(Entries with page source code)
↓
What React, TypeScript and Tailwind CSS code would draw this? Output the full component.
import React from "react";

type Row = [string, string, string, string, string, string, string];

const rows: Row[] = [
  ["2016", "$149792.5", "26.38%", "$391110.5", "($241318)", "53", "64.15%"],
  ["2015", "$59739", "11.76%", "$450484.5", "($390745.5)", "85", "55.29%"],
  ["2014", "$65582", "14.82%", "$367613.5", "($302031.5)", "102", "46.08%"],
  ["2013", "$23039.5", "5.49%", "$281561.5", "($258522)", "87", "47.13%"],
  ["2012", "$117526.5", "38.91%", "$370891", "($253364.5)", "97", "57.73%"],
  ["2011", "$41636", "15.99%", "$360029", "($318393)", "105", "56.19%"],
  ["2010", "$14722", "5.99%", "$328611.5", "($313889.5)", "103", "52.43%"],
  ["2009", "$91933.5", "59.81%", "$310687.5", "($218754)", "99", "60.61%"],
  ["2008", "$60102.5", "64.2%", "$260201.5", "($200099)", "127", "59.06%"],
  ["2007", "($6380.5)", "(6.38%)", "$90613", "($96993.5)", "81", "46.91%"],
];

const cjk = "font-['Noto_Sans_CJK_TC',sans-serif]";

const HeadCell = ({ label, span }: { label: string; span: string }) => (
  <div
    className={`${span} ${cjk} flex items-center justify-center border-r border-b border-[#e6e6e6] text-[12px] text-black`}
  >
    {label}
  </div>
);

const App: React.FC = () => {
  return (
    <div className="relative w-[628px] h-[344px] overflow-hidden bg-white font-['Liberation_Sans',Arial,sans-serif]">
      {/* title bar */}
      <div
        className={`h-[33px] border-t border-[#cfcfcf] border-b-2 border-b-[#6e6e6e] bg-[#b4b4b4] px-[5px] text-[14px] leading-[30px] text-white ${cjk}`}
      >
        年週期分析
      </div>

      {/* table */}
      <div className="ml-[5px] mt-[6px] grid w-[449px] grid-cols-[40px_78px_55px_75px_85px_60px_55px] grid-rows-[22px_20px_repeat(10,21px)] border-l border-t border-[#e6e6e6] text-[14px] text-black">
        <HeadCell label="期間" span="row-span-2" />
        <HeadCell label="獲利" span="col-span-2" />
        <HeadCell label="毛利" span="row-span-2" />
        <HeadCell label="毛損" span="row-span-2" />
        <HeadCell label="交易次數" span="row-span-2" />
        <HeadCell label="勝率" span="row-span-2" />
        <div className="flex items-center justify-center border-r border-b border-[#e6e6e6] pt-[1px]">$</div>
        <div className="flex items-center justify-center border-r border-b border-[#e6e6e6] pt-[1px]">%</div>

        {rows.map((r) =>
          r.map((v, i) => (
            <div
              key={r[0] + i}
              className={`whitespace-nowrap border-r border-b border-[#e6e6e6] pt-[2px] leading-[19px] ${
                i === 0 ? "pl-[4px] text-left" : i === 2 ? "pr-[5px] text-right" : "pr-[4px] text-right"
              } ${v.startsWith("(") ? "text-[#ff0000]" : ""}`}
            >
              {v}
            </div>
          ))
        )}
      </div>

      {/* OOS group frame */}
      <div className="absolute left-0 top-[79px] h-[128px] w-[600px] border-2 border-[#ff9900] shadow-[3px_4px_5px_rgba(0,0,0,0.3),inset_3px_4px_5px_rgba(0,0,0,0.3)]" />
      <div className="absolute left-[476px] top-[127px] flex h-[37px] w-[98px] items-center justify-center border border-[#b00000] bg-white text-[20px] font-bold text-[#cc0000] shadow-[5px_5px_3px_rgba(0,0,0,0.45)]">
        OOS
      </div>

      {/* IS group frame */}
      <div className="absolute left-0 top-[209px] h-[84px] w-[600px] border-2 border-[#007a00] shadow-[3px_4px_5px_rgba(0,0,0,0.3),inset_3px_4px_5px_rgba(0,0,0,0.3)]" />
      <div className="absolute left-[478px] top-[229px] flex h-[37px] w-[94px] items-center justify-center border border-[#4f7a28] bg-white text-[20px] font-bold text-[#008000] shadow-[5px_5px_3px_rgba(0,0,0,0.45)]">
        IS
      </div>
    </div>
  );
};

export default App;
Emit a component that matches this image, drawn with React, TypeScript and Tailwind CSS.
↑
§ **Objective**: Set down all of the data above, word for word.

§ **In response**:
What React, TypeScript and Tailwind CSS code would draw this? Output the full component.
import React from "react";

type Row = [string, string, string, string, string, string, string];

const rows: Row[] = [
  ["2016", "$149792.5", "26.38%", "$391110.5", "($241318)", "53", "64.15%"],
  ["2015", "$59739", "11.76%", "$450484.5", "($390745.5)", "85", "55.29%"],
  ["2014", "$65582", "14.82%", "$367613.5", "($302031.5)", "102", "46.08%"],
  ["2013", "$23039.5", "5.49%", "$281561.5", "($258522)", "87", "47.13%"],
  ["2012", "$117526.5", "38.91%", "$370891", "($253364.5)", "97", "57.73%"],
  ["2011", "$41636", "15.99%", "$360029", "($318393)", "105", "56.19%"],
  ["2010", "$14722", "5.99%", "$328611.5", "($313889.5)", "103", "52.43%"],
  ["2009", "$91933.5", "59.81%", "$310687.5", "($218754)", "99", "60.61%"],
  ["2008", "$60102.5", "64.2%", "$260201.5", "($200099)", "127", "59.06%"],
  ["2007", "($6380.5)", "(6.38%)", "$90613", "($96993.5)", "81", "46.91%"],
];

const cjk = "font-['Noto_Sans_CJK_TC',sans-serif]";

const HeadCell = ({ label, span }: { label: string; span: string }) => (
  <div
    className={`${span} ${cjk} flex items-center justify-center border-r border-b border-[#e6e6e6] text-[12px] text-black`}
  >
    {label}
  </div>
);

const App: React.FC = () => {
  return (
    <div className="relative w-[628px] h-[344px] overflow-hidden bg-white font-['Liberation_Sans',Arial,sans-serif]">
      {/* title bar */}
      <div
        className={`h-[33px] border-t border-[#cfcfcf] border-b-2 border-b-[#6e6e6e] bg-[#b4b4b4] px-[5px] text-[14px] leading-[30px] text-white ${cjk}`}
      >
        年週期分析
      </div>

      {/* table */}
      <div className="ml-[5px] mt-[6px] grid w-[449px] grid-cols-[40px_78px_55px_75px_85px_60px_55px] grid-rows-[22px_20px_repeat(10,21px)] border-l border-t border-[#e6e6e6] text-[14px] text-black">
        <HeadCell label="期間" span="row-span-2" />
        <HeadCell label="獲利" span="col-span-2" />
        <HeadCell label="毛利" span="row-span-2" />
        <HeadCell label="毛損" span="row-span-2" />
        <HeadCell label="交易次數" span="row-span-2" />
        <HeadCell label="勝率" span="row-span-2" />
        <div className="flex items-center justify-center border-r border-b border-[#e6e6e6] pt-[1px]">$</div>
        <div className="flex items-center justify-center border-r border-b border-[#e6e6e6] pt-[1px]">%</div>

        {rows.map((r) =>
          r.map((v, i) => (
            <div
              key={r[0] + i}
              className={`whitespace-nowrap border-r border-b border-[#e6e6e6] pt-[2px] leading-[19px] ${
                i === 0 ? "pl-[4px] text-left" : i === 2 ? "pr-[5px] text-right" : "pr-[4px] text-right"
              } ${v.startsWith("(") ? "text-[#ff0000]" : ""}`}
            >
              {v}
            </div>
          ))
        )}
      </div>

      {/* OOS group frame */}
      <div className="absolute left-0 top-[79px] h-[128px] w-[600px] border-2 border-[#ff9900] shadow-[3px_4px_5px_rgba(0,0,0,0.3),inset_3px_4px_5px_rgba(0,0,0,0.3)]" />
      <div className="absolute left-[476px] top-[127px] flex h-[37px] w-[98px] items-center justify-center border border-[#b00000] bg-white text-[20px] font-bold text-[#cc0000] shadow-[5px_5px_3px_rgba(0,0,0,0.45)]">
        OOS
      </div>

      {/* IS group frame */}
      <div className="absolute left-0 top-[209px] h-[84px] w-[600px] border-2 border-[#007a00] shadow-[3px_4px_5px_rgba(0,0,0,0.3),inset_3px_4px_5px_rgba(0,0,0,0.3)]" />
      <div className="absolute left-[478px] top-[229px] flex h-[37px] w-[94px] items-center justify-center border border-[#4f7a28] bg-white text-[20px] font-bold text-[#008000] shadow-[5px_5px_3px_rgba(0,0,0,0.45)]">
        IS
      </div>
    </div>
  );
};

export default App;
Emit a component that matches this image, drawn with React, TypeScript and Tailwind CSS.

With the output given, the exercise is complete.